Responding and stabilizing
In response to these mounting pressures, the government has implemented a series of decisive stabilization measures. Mr. Hung noted that authorities have reduced taxes, deployed the gasoline price stabilization fund, and even drawn from the State budget to cushion domestic price increases.
These interventions have played a critical role in preventing extreme volatility. “Without timely measures, fuel prices could have tripled or more,” Mr. Hung said, emphasizing that current price levels reflect a balance between global market forces and domestic policy efforts.
At the same time, Mr. Bao argued that the crisis has exposed structural shortcomings in the regulatory framework. He revealed that a new decree is being drafted to replace Decree No. 83, with the aim of creating a more market-oriented mechanism, reducing administrative burdens, and addressing persistent issues related to pricing and distribution margins.
Within this broader context, Petrolimex has emerged as a key stabilizing force in the domestic market. According to Mr. Hung, the company deliberately chose not to restrict supply despite widespread uncertainty. While some distributors imposed purchase limits, Petrolimex maintained normal sales operations, with volumes reaching up to 1.5-times typical levels during peak demand.
This approach, he explained, is supported by a multi-layered supply strategy. Petrolimex maintains a global network of around 80 strategic partners, enabling early access to market intelligence and diversified sourcing options. Approximately 70 per cent of its supply is secured through long-term contracts negotiated well in advance, while the remaining 30 per cent is sourced through spot purchases to maintain flexibility.

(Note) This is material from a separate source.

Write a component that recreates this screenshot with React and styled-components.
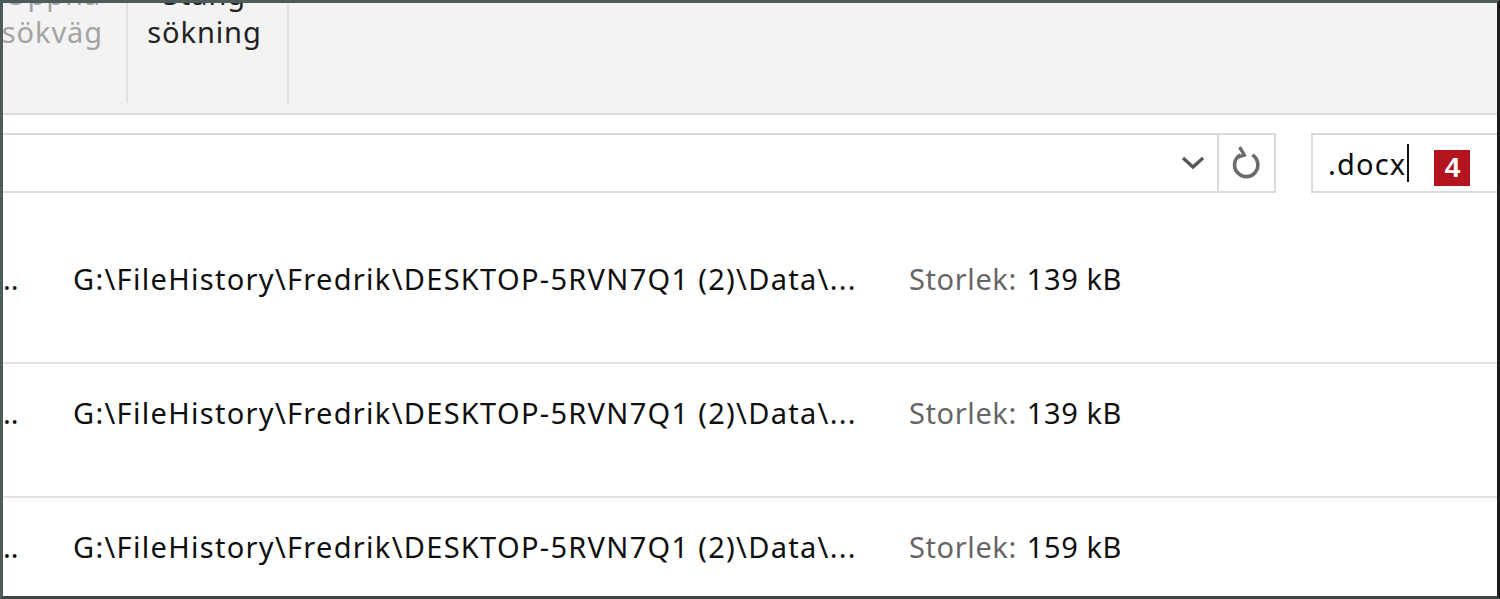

In addition, its trading division in Singapore acts as an “extended arm,” capable of redirecting shipments to Vietnam in emergency situations. Support from strategic shareholder ENEOS, along with access to bonded storage facilities, further enhances the company’s ability to respond swiftly to supply disruptions.
Path forward
Looking ahead, both speakers agreed that strengthening Vietnam’s gasoline reserve is central to long-term energy security. Mr. Hung noted that current reserves are largely embedded within the commercial inventories of major distributors rather than held in an independent national system. To improve resilience, he stressed the need to develop standalone reserves capable of responding effectively to geopolitical shocks.
Vietnam has set a target of building reserves equivalent to 90 days of net imports by 2030. However, he estimated that even maintaining a 30-day reserve would require at least $1 billion, with higher targets placing increasing pressure on public finances.
Mr. Bao, for his part, emphasized that the challenge extends beyond financing to operational considerations. Gasoline products degrade within three to six months, requiring continuous rotation mechanisms to maintain quality. He also pointed out that current State payments for storage services have not been adjusted for decades, creating financial strain for participating businesses.
Both speakers pointed toward a hybrid approach as the most feasible path forward. Mr. Bao proposed leveraging existing private infrastructure, such as storage systems and port facilities, while allowing the State to invest in dedicated reserve capacity connected to these networks. Mr. Hung similarly highlighted the importance of combining State funding with private sector expertise, noting that major distributors are better equipped to manage storage, rotation, and distribution efficiently.
Such a model, they suggested, would enable Vietnam to build a flexible and responsive reserve system capable of stabilizing the market during future disruptions while avoiding excessive upfront public investment.